R. Se Evo Morales vier a Bolívia precisa prestar contas ao país, mas seguindo o Estado de Direito. A diferença com Morales é que eu não seria, como presidente, juiz, legislador e o que leva a condenação adiante. Eu não faço perseguição política. Deverá ser feita uma investigação e se a investigação levar a uma acusação e se a acusação levar a uma condenação, será preciso analisar. Mas estimo que, se os mecanismos do Estado de Direito forem respeitados, sem perseguição, a Argentina deverá fazer o que deve fazer.
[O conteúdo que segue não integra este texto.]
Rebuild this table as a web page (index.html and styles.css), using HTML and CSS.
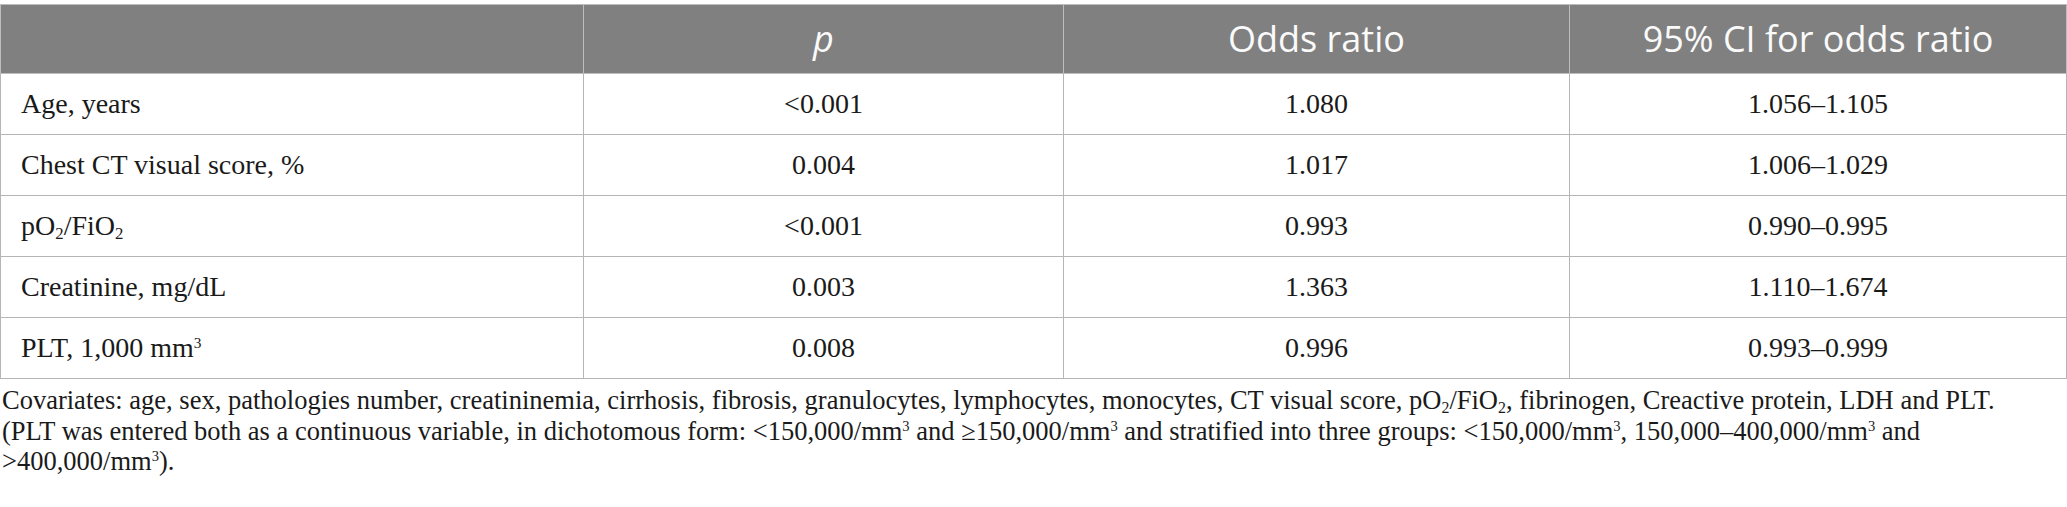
FILE: index.html
```html
<!DOCTYPE html>
<html lang="en">
<head>
<meta charset="utf-8">
<title>Table</title>
<link rel="stylesheet" href="styles.css">
</head>
<body>
<div class="wrap">
<table class="data">
  <colgroup>
    <col class="c1"><col class="c2"><col class="c3"><col class="c4">
  </colgroup>
  <thead>
    <tr>
      <th></th>
      <th><em>p</em></th>
      <th>Odds ratio</th>
      <th>95% CI for odds ratio</th>
    </tr>
  </thead>
  <tbody>
    <tr><td>Age, years</td><td>&lt;0.001</td><td>1.080</td><td>1.056–1.105</td></tr>
    <tr><td>Chest CT visual score, %</td><td>0.004</td><td>1.017</td><td>1.006–1.029</td></tr>
    <tr><td>pO<sub>2</sub>/FiO<sub>2</sub></td><td>&lt;0.001</td><td>0.993</td><td>0.990–0.995</td></tr>
    <tr><td>Creatinine, mg/dL</td><td>0.003</td><td>1.363</td><td>1.110–1.674</td></tr>
    <tr><td>PLT, 1,000 mm<sup>3</sup></td><td>0.008</td><td>0.996</td><td>0.993–0.999</td></tr>
  </tbody>
</table>
<div class="notes">
  <p>Covariates: age, sex, pathologies number, creatininemia, cirrhosis, fibrosis, granulocytes, lymphocytes, monocytes, CT visual score, pO<sub>2</sub>/FiO<sub>2</sub>, fibrinogen, Creactive protein, LDH and PLT.</p>
  <p>(PLT was entered both as a continuous variable, in dichotomous form: &lt;150,000/mm<sup>3</sup> and ≥150,000/mm<sup>3</sup> and stratified into three groups: &lt;150,000/mm<sup>3</sup>, 150,000–400,000/mm<sup>3</sup> and &gt;400,000/mm<sup>3</sup>).</p>
</div>
</div>
</body>
</html>
```
FILE: styles.css
```css
html, body {
  margin: 0;
  padding: 0;
  background: #ffffff;
}
.wrap {
  padding-top: 4px;
  width: 2066px;
}
.data {
  border-collapse: collapse;
  width: 2066px;
  table-layout: fixed;
  font-family: "Liberation Serif", "Times New Roman", serif;
  color: #1a1a1a;
}
.c1 { width: 583px; }
.c2 { width: 480px; }
.c3 { width: 506px; }
.c4 { width: 497px; }
.data th {
  background: #808080;
  color: #fafafa;
  font-family: "Open Sans", "Liberation Sans", sans-serif;
  font-weight: 400;
  font-size: 36px;
  line-height: 1;
  height: 68px;
  padding: 0;
  border: 1px solid #bdbdbd;
  text-align: center;
  vertical-align: middle;
}
.data th em {
  font-style: italic;
}
.data td {
  height: 60px;
  padding: 0 12px;
  font-size: 28px;
  border: 1px solid #b5b5b5;
  text-align: center;
  vertical-align: middle;
}
.data td:first-child {
  text-align: left;
  padding-left: 20px;
}
.data sub, .notes sub {
  font-size: 0.6em;
  vertical-align: -0.25em;
  line-height: 0;
}
.data sup, .notes sup {
  font-size: 0.55em;
  vertical-align: 0.6em;
  line-height: 0;
}
.notes {
  width: 2050px;
  padding: 6px 2px 0;
  font-family: "Liberation Serif", "Times New Roman", serif;
  font-size: 26.5px;
  line-height: 30.5px;
  color: #1a1a1a;
}
.notes p {
  margin: 0;
}
```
P. E a relação com o Chile?

R. Para a Bolívia, e particularmente para mim, a demanda marítima boliviana de reivindicar um porto com acesso soberano ao Pacífico não parará até que ocorra. Mas seria miopia de minha parte não reconhecer que há uma sentença de Haia que foi negativa. O que precisamos fazer? Construir confiança entre os dois países, que nos permita uma relação fluida para abordar temas importantes: o livre trânsito, questões aduaneiras, o problema muito complicado de transporte pesado e potencialmente a complementaridade econômica entre o Chile e a Bolívia.

P. Os vínculos entre a Bolívia e os EUA sempre foram complexos. Em que situação se encontram agora?
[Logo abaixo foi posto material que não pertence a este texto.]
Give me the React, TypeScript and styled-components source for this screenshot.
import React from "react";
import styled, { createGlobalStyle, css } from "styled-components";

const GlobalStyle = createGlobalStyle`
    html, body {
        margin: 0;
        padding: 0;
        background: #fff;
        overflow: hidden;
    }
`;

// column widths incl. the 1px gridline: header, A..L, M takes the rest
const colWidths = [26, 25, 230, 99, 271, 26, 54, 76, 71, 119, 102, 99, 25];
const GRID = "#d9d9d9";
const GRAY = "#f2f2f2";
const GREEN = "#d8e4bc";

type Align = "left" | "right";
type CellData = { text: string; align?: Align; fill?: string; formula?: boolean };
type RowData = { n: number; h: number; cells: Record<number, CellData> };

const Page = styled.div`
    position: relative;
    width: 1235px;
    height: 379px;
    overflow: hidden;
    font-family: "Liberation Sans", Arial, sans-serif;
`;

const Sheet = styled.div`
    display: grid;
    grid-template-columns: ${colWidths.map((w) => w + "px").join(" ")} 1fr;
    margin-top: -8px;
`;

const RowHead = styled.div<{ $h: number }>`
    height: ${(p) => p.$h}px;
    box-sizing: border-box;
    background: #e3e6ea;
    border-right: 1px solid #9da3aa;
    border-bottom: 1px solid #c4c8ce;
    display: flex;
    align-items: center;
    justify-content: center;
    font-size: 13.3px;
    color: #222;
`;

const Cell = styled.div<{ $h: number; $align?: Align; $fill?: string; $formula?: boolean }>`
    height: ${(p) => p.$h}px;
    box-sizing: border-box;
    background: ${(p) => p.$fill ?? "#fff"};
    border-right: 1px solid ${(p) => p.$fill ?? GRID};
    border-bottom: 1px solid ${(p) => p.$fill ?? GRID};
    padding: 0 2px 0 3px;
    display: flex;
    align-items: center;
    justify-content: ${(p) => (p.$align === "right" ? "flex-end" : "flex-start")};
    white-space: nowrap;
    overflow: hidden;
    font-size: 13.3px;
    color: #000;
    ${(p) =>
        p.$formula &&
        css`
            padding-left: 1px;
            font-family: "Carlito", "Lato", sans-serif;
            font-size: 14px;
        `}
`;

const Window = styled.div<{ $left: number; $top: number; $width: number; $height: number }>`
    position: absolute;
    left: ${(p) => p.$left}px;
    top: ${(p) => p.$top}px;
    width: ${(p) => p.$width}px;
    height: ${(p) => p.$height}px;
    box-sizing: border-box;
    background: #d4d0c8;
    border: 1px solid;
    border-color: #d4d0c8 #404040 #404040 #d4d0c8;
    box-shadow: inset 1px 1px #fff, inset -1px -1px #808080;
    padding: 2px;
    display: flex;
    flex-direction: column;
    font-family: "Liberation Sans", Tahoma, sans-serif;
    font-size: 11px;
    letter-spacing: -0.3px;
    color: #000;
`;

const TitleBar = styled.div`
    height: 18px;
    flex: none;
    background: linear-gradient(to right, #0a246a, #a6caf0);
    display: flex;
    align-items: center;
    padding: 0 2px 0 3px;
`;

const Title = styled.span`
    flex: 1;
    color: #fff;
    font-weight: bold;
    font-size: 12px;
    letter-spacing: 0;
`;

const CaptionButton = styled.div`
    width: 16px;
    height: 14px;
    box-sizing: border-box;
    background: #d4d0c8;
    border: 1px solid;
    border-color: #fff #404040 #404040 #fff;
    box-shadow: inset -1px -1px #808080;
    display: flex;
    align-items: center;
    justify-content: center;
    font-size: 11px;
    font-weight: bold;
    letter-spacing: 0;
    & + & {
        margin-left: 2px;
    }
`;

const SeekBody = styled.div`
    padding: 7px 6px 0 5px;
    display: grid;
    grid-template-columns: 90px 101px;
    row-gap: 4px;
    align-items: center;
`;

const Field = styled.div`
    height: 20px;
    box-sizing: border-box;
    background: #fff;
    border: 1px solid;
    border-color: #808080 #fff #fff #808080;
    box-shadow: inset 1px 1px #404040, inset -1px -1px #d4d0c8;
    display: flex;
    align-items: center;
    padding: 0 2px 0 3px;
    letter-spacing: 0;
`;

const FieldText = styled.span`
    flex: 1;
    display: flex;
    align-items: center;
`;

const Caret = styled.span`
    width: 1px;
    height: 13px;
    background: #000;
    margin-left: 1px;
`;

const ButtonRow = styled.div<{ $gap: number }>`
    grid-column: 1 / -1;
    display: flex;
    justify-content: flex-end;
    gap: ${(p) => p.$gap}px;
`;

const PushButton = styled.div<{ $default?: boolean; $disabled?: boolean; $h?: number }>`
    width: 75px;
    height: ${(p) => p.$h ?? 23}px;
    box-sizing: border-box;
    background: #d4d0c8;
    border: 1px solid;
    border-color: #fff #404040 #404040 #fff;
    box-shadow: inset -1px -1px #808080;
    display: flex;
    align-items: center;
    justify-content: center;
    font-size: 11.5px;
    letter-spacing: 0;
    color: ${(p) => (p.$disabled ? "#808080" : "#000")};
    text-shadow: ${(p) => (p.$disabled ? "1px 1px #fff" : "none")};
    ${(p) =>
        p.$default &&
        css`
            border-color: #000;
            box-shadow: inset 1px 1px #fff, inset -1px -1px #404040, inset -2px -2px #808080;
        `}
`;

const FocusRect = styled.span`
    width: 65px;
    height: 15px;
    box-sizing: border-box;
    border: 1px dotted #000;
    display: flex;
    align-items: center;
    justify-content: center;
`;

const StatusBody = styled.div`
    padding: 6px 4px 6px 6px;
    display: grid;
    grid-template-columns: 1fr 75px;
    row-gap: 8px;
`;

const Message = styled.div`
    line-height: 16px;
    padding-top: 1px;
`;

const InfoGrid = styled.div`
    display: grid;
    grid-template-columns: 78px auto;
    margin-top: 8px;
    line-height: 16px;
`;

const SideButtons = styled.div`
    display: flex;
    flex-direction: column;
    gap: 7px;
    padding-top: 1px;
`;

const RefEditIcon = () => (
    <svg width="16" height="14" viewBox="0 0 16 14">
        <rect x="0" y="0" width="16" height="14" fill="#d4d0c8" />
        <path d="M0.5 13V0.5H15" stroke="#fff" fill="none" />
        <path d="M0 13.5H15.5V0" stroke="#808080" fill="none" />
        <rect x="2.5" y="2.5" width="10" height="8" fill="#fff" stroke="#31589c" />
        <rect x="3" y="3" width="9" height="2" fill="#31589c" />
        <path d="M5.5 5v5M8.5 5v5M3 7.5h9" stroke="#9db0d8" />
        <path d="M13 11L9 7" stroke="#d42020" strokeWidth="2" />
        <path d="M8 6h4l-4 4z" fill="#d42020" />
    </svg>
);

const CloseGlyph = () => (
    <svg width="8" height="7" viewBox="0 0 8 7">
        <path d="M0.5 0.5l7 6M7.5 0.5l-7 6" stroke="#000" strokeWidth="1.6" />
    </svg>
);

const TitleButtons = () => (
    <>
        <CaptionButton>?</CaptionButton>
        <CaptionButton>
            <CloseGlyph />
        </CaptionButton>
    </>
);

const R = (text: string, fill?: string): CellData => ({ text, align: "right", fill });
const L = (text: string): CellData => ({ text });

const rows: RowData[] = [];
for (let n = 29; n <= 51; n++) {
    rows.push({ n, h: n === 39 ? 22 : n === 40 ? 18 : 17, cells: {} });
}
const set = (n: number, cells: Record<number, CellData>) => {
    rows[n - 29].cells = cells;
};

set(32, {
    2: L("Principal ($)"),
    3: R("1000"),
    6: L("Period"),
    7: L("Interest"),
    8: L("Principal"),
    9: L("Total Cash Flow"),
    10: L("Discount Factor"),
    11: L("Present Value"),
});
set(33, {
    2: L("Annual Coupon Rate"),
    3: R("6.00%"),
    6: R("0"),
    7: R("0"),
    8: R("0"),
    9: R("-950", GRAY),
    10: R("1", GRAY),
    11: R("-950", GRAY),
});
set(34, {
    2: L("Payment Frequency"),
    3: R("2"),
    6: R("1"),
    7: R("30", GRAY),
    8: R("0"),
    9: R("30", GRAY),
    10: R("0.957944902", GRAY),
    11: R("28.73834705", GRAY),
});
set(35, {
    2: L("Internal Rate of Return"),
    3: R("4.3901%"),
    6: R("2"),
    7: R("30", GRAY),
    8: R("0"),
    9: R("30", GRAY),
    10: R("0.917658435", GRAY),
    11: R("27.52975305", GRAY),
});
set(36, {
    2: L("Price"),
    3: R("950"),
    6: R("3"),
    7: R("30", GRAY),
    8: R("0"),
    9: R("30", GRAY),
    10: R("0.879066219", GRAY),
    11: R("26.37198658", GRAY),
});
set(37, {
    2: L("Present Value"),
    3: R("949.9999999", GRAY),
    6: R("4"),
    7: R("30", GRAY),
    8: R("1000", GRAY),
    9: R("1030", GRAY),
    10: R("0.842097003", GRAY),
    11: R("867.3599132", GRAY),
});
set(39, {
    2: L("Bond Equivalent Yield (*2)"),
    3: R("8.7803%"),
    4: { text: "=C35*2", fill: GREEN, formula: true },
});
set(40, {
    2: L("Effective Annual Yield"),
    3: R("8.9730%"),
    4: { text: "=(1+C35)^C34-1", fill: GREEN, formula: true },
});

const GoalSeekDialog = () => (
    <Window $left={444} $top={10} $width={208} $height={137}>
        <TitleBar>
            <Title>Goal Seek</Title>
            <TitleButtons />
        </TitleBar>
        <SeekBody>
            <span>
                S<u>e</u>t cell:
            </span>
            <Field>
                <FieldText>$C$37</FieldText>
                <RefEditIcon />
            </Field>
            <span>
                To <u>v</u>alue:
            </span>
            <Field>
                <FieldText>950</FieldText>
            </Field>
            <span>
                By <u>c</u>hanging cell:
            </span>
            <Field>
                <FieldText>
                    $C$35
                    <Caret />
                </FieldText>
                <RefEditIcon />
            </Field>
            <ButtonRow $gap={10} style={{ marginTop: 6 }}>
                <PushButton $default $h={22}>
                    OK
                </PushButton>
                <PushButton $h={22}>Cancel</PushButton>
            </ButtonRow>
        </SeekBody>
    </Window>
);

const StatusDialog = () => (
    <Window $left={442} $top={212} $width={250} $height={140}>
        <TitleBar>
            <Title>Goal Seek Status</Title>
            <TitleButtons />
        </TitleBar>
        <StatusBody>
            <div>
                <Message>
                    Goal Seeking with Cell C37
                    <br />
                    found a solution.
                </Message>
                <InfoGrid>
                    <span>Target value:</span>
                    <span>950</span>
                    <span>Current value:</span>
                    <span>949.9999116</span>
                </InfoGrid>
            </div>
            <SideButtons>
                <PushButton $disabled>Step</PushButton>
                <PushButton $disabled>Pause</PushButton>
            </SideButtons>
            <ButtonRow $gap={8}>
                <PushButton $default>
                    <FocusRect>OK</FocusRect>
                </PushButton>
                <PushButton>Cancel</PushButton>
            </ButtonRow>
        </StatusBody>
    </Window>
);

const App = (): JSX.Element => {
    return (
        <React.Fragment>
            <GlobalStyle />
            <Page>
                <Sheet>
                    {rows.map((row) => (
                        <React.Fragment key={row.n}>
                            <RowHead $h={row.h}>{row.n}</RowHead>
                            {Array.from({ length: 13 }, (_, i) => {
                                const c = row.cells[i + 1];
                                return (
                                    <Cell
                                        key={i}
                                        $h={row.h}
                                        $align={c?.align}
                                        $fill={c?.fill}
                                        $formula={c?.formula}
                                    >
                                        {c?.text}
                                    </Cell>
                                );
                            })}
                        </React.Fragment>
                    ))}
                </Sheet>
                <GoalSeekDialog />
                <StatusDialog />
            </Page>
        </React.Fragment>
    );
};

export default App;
R. O Governo da presidenta Áñez se aproximou dos EUA, mas o Governo dos EUA foi prudente ao esperar a eleição de um novo Governo. Está melhor, portanto, mas não está consolidada. O objetivo é a retomada plena no prazo mais curto possível em relação aos embaixadores, com uma exceção: aprendemos a lição do período anterior a Evo Morales, entre 1982 e 2006, quando os condicionantes da época seriam inaceitáveis hoje. Depois tratamos os EUA a patadas. Não vamos repetir a experiência dos anos anteriores a 2006, muito menos o tratamento absurdo do Governo de Morales.

P. No Governo de Jeanine Áñez existiram ministros que demonstraram uma atitude revanchista e há quem tema uma perseguição.

R. Primeiro, além da base da sociedade, a que respeito completamente, não deixa de ser uma ironia surpreendente que dirigentes de alto escalão do MAS falem de perseguição após 14 anos de Governo, de controle absoluto do presidente, que se achava um imperador, que dizia publicamente aos ex-presidentes “os senhores são delinquentes confessos”. Um presidente que fez com que mais de 1.300 pessoas precisassem sair do país escapando à perseguição, que judicializou a política. Dito isso, acho que alguns ministros deste Governo agiram equivocadamente com uma lógica revanchista e com uma lógica de não respeitar o Estado de Direito como elemento central.

P. Não teme que a rivalidade eleitoral com Luis Camacho lhe tire os pontos necessários para ganhar?

R. Há um medo muito grande de pelo menos 60% da população que não quer que o MAS volte a governar. Minha impressão é que a parte mais importante do voto indeciso que poderia ir para nós ou ao terceiro candidato irá completamente para nós.

P. A situação econômica lhe preocupa?

R. É uma situação complexa que necessita de vários elementos. Um, a renegociação da dívida externa boliviana, com flexibilização de prazos, melhora dos juros e compromisso de pagamento. Felizmente a economia boliviana é muito pequena e nossa margem de dívida é importante: temos apenas 30% do PIB em dívida. A equação fundamental é injetar liquidez à economia com uma redução muito modesta do déficit no primeiro e segundo ano.